The outreach workers known as navigators won’t be allowed to help people sign up for health insurance on the grounds of county health departments, according to a memo from the Florida Department of Health.


The order from Deputy Health Secretary C. Meade Grigg went out late Monday to the 60 local health department directors across the state.


Grigg declined to comment on the directive. But health department spokeswoman Ashley Carr said there was a need for “clarity” and “a consistent message” across the agency.


“Navigators are not acting on behalf of the Department of Health and this program has raised privacy concerns due to the consumer information that will be gathered for use in a federal database,” Carr wrote in a statement.


Health and Human Services Department spokesman Fabien Levy called the Florida directive “another blatant and shameful attempt to intimidate groups who will be working to inform Americans about their new health insurance options and help them enroll in coverage, just like Medicare counselors have been doing for years.”


He added that “despite the state’s attempts, we are confident that navigators will still be able to help Floridians enroll” in health insurance plans.


The move represents the latest hurdle to the new health insurance marketplace, which opens in Florida on Oct. 1. Earlier in the year, state lawmakers declined to expand Medicaid, and passed a proposal prohibiting the state insurance commissioner from regulating insurance premiums.

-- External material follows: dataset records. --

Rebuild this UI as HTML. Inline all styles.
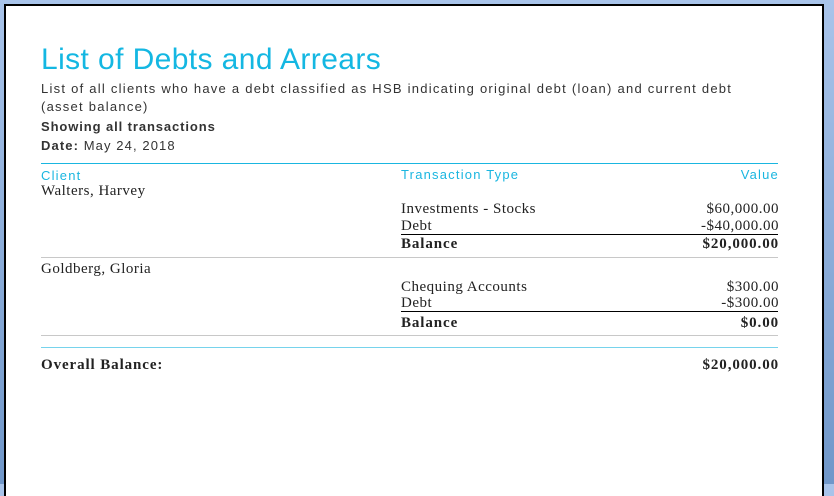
<!DOCTYPE html><html><head><style>
body{margin:0;width:834px;height:484px;overflow:hidden;background:linear-gradient(#a9c4ea,#7097c9);position:relative;font-family:"Liberation Sans",sans-serif}
.page{position:absolute;left:4px;top:4px;width:816px;height:490px;background:#fff;border:2px solid #000;border-bottom:none}
.a{position:absolute;white-space:nowrap}
.s{font-family:"Liberation Serif",serif;font-size:15px;color:#222;letter-spacing:0.5px}
.r{text-align:right;right:43px}
.b{font-weight:bold}
.s.b{letter-spacing:0.9px}
.ln{position:absolute;left:35px;width:737px;height:1px}
.c{color:#1ab6e0;font-size:13px;letter-spacing:1.2px}
</style></head><body><div class="page">
<div class="a" style="left:35px;top:37px;font-size:30px;color:#14b7e2;letter-spacing:0.4px">List of Debts and Arrears</div>
<div class="a" style="left:35px;top:74px;font-size:13px;color:#333;letter-spacing:1.25px;line-height:18px">List of all clients who have a debt classified as HSB indicating original debt (loan) and current debt<br>(asset balance)</div>
<div class="a b" style="left:35px;top:113px;font-size:13px;color:#333;letter-spacing:0.9px">Showing all transactions</div>
<div class="a" style="left:35px;top:132px;font-size:13px;color:#333;letter-spacing:1.1px"><b>Date:</b> May 24, 2018</div>
<div class="ln" style="top:157px;background:#1ab6e0"></div>
<div class="a c" style="left:35px;top:162px">Client</div>
<div class="a c" style="left:395px;top:161px">Transaction Type</div>
<div class="a c r" style="top:161px">Value</div>
<div class="a s" style="left:35px;top:177px">Walters, Harvey</div>
<div class="a s" style="left:395px;top:195px">Investments - Stocks</div><div class="a s r" style="top:195px">$60,000.00</div>
<div class="a s" style="left:395px;top:212px">Debt</div><div class="a s r" style="top:212px">-$40,000.00</div>
<div class="ln" style="top:228px;left:395px;width:377px;background:#000"></div>
<div class="a s b" style="left:395px;top:230px">Balance</div><div class="a s b r" style="top:230px">$20,000.00</div>
<div class="ln" style="top:251px;background:#c8c8c8"></div>
<div class="a s" style="left:35px;top:255px">Goldberg, Gloria</div>
<div class="a s" style="left:395px;top:273px">Chequing Accounts</div><div class="a s r" style="top:273px">$300.00</div>
<div class="a s" style="left:395px;top:289px">Debt</div><div class="a s r" style="top:289px">-$300.00</div>
<div class="ln" style="top:305px;left:395px;width:377px;background:#000"></div>
<div class="a s b" style="left:395px;top:309px">Balance</div><div class="a s b r" style="top:309px">$0.00</div>
<div class="ln" style="top:329px;background:#c8c8c8"></div>
<div class="ln" style="top:341px;background:#1ab6e0;opacity:.6"></div>
<div class="a s b" style="left:35px;top:351px">Overall Balance:</div><div class="a s b r" style="top:351px">$20,000.00</div>
</div></body></html>
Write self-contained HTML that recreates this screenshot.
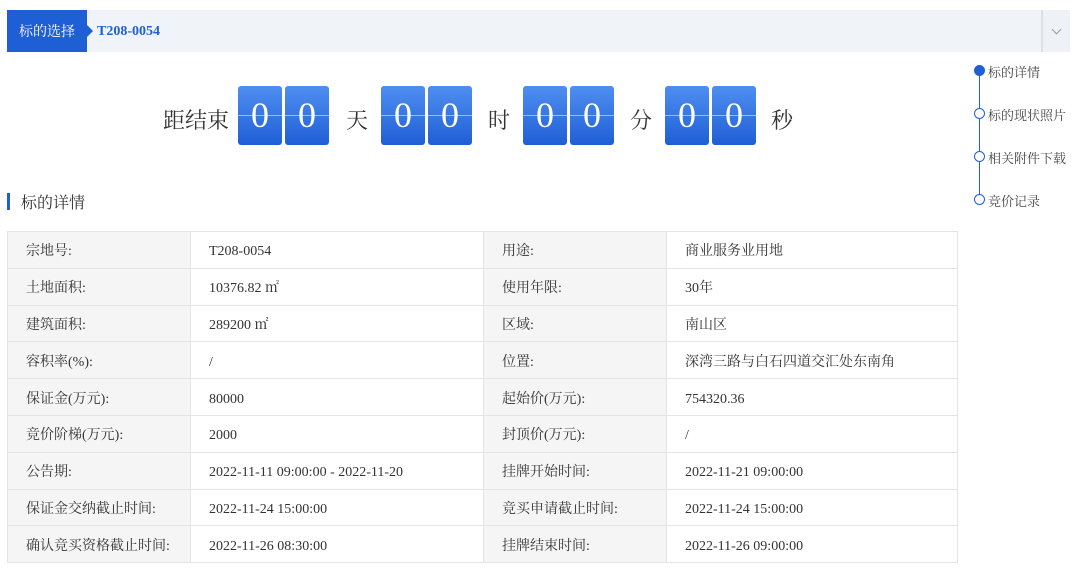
<!DOCTYPE html>
<html><head><meta charset="utf-8"><style>
*{margin:0;padding:0;box-sizing:border-box}
body{width:1080px;height:572px;background:#fff;font-family:"Liberation Serif","Noto Serif CJK SC",serif;color:#333;position:relative;overflow:hidden}
.bar{position:absolute;left:7px;top:10px;width:1063px;height:42px;background:#f0f3f7}
.tab{position:absolute;left:7px;top:10px;width:80px;height:42px;background:#1f5fd6;color:#fff;font-size:14px;line-height:46px;text-align:center}
.tab:after{content:"";position:absolute;right:-6px;top:15px;border-left:6px solid #1f5fd6;border-top:6px solid transparent;border-bottom:6px solid transparent}
.crumb{position:absolute;left:97px;top:11px;line-height:42px;font-size:14px;font-weight:bold;color:#1f5fd6}
.dd{position:absolute;left:1041px;top:10px;width:29px;height:42px;border-left:2px solid #dde1e6;background:#eef1f5}
.dd:after{content:"";position:absolute;left:10px;top:16px;width:6px;height:6px;border-right:1.3px solid #999;border-bottom:1.3px solid #999;transform:rotate(45deg)}
.t{position:absolute;font-size:22px;top:106px;line-height:30px;color:#333}
.d{position:absolute;top:86px;width:44px;height:59px;border-radius:3px;background:linear-gradient(#4f8ef0,#1f5fd6);color:#fff;font-size:36px;text-align:center;line-height:59px;font-family:"Liberation Serif",serif}
.d:after{content:"";position:absolute;left:0;right:0;top:29px;height:1px;background:rgba(255,255,255,.5)}
.sec{position:absolute;left:7px;top:193px;border-left:3px solid #1f5fd6;padding-left:11px;height:17px;line-height:17px;font-size:16px}
.sec span{position:relative;top:2px}
table{position:absolute;left:7px;top:231px;width:951px;border-collapse:collapse;font-size:14px}
td{border:1px solid #e4e4e4;height:36.8px;padding:5px 0 0 18px;line-height:20px;vertical-align:middle}
td.l{background:#f5f5f5;width:183px}
td.v{width:293px}
.nav{position:absolute;left:988px;font-size:13px;color:#444;line-height:17px}
.dot{position:absolute;left:974px;width:11px;height:11px;border:1.5px solid #1f5fd6;border-radius:50%;background:#fff}
.line{position:absolute;left:979px;top:71px;width:1px;height:130px;background:#1f5fd6}
</style></head><body>
<div class="bar"></div><div class="tab">标的选择</div><div class="crumb">T208-0054</div><div class="dd"></div>
<div class="t" style="left:163px">距结束</div>
<div class="d" style="left:238px">0</div><div class="d" style="left:285px">0</div><div class="t" style="left:346px">天</div>
<div class="d" style="left:381px">0</div><div class="d" style="left:428px">0</div><div class="t" style="left:488px">时</div>
<div class="d" style="left:523px">0</div><div class="d" style="left:570px">0</div><div class="t" style="left:630px">分</div>
<div class="d" style="left:665px">0</div><div class="d" style="left:712px">0</div><div class="t" style="left:771px">秒</div>
<div class="sec"><span>标的详情</span></div>
<div class="line"></div>
<div class="dot" style="top:65px;background:#1f5fd6"></div><div class="nav" style="top:64px">标的详情</div>
<div class="dot" style="top:108px"></div><div class="nav" style="top:107px">标的现状照片</div>
<div class="dot" style="top:151px"></div><div class="nav" style="top:150px">相关附件下载</div>
<div class="dot" style="top:194px"></div><div class="nav" style="top:193px">竞价记录</div>
<table>
<tr><td class="l">宗地号:</td><td class="v">T208-0054</td><td class="l">用途:</td><td>商业服务业用地</td></tr>
<tr><td class="l">土地面积:</td><td class="v">10376.82 ㎡</td><td class="l">使用年限:</td><td>30年</td></tr>
<tr><td class="l">建筑面积:</td><td class="v">289200 ㎡</td><td class="l">区域:</td><td>南山区</td></tr>
<tr><td class="l">容积率(%):</td><td class="v">/</td><td class="l">位置:</td><td>深湾三路与白石四道交汇处东南角</td></tr>
<tr><td class="l">保证金(万元):</td><td class="v">80000</td><td class="l">起始价(万元):</td><td>754320.36</td></tr>
<tr><td class="l">竞价阶梯(万元):</td><td class="v">2000</td><td class="l">封顶价(万元):</td><td>/</td></tr>
<tr><td class="l">公告期:</td><td class="v">2022-11-11 09:00:00 - 2022-11-20</td><td class="l">挂牌开始时间:</td><td>2022-11-21 09:00:00</td></tr>
<tr><td class="l">保证金交纳截止时间:</td><td class="v">2022-11-24 15:00:00</td><td class="l">竞买申请截止时间:</td><td>2022-11-24 15:00:00</td></tr>
<tr><td class="l">确认竞买资格截止时间:</td><td class="v">2022-11-26 08:30:00</td><td class="l">挂牌结束时间:</td><td>2022-11-26 09:00:00</td></tr>
</table>
</body></html>
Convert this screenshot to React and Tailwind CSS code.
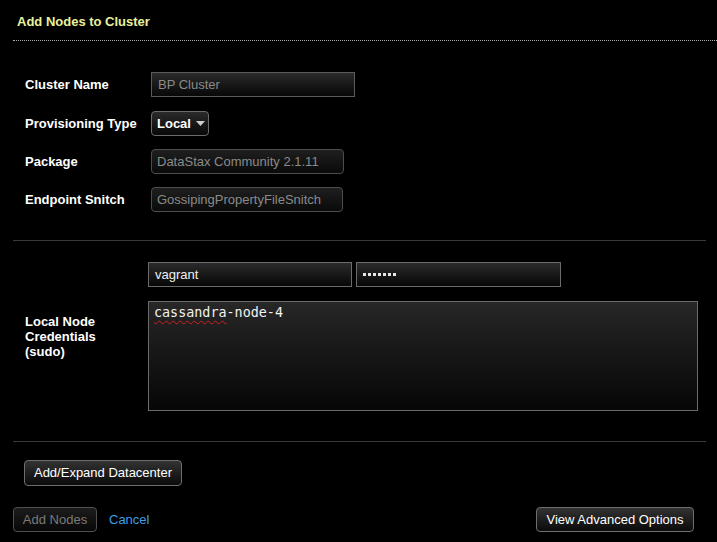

State leaders have also been pushing the privacy issue.


At a Cabinet meeting in August, Gov. Rick Scott, Attorney General Pam Bondi and Insurance Commissioner Kevin McCarty expressed concerns that the Obama administration would amass a huge databank of Americans’ health information. They also worried the navigators might steal personal information.


“It remains to be seen whether the information that people will provide to give navigators assistance is safe,” McCarty said. “The information given by applicants will be shared by the Health and Human Services and other federal agencies, including the Social Security Administration, Homeland Security and the Internal Revenue Service.”


The U.S. Health and Human Services Department has said consumers would never be asked to provide their personal health information to the marketplace.


The prohibition on navigators in county health departments drew criticism Wednesday.


Retired Pasco County Health Director Marc Yacht said the move would “significantly compromise a multitude of needy Floridians from getting critical health care.” He called it “cruel and irresponsible.”


Jeremy Funk of Americans United for Change, a national group supporting the Affordable Care Act, said Grigg compromised the mission of the state health department “when he banished from the Florida health department premises the people who have been tapped by the federal government to help uninsured Floridians navigate the new health law and the benefits available to them.”


“Grigg should know better than most that thousands of people die every year because they didn’t have insurance, so why is he standing in the way of Floridians enrolling in a plan?” he added.


Both the Miami-Dade and Broward health departments declined to comment.